Abraçou, então, a fé que, por assim dizer, emanava de Jesus Crucificado, cuja clemência é abundante, e deve ter dito ao Salvador que O reconhecia e O adorava como Deus.
E se Dimas não o declarou com palavras, explicitou essa verdade no seu coração, e Nosso Senhor, sem dúvida, conheceu os desejos e intenções dele.
Por isso, Jesus lhe fez uma promessa que era a confirmação de tudo quanto ele sentia no seu íntimo: “Hoje estarás comigo no Paraíso” (Lc 23, 43). Ou seja, o Redentor Divino perdoou todos os pecados do Bom Ladrão e, pouco depois, levava a alma dele para o Céu.
Cabe considerar que, enquanto não se operou a Redenção pela morte de Jesus, nenhum homem entrou na bem-aventurança eterna. Nem mesmo São José, pai adotivo de Nosso Senhor, esposo legítimo de Maria Santíssima.
E a esse ladrão, ex-miserável, gloriosamente redimido, o Salvador afirmou: “Hoje estarás comigo no Paraíso”.

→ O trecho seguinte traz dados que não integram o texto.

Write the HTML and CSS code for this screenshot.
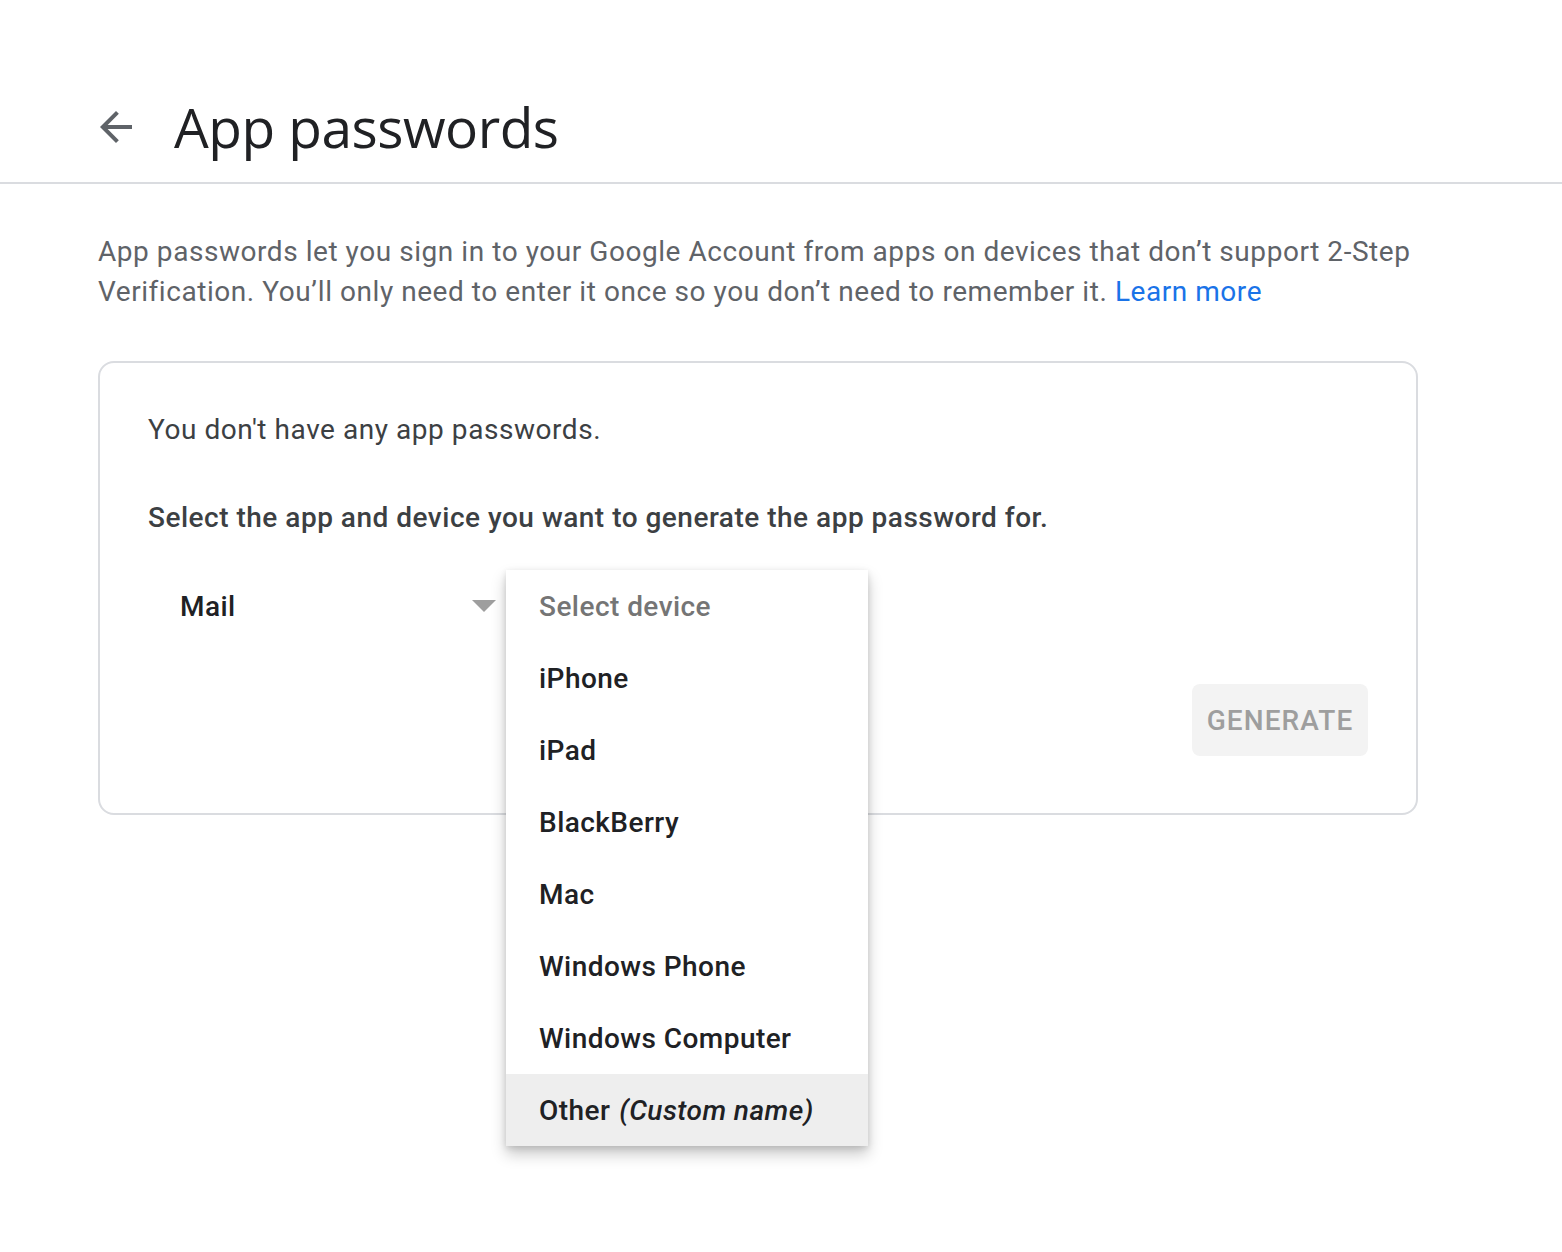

As almas de incontáveis justos presumivelmente esperavam há dezenas, centenas e milhares de anos que o Messias morresse por elas na Cruz e lhes franqueasse os umbrais do Céu.
Ora, pouco antes do “Consummatum est”, Nosso Senhor quis manifestar esse prodígio: tomou um bandido, transformou-o em santo e proclamou sua santidade ante os homens, dizendo-lhe: “Venha comigo!”
A conversão do Bom Ladrão se insere, pois, nos fatos que estes versículos finais do Salmo 129, tocantes e proféticos, nos fazem entrever.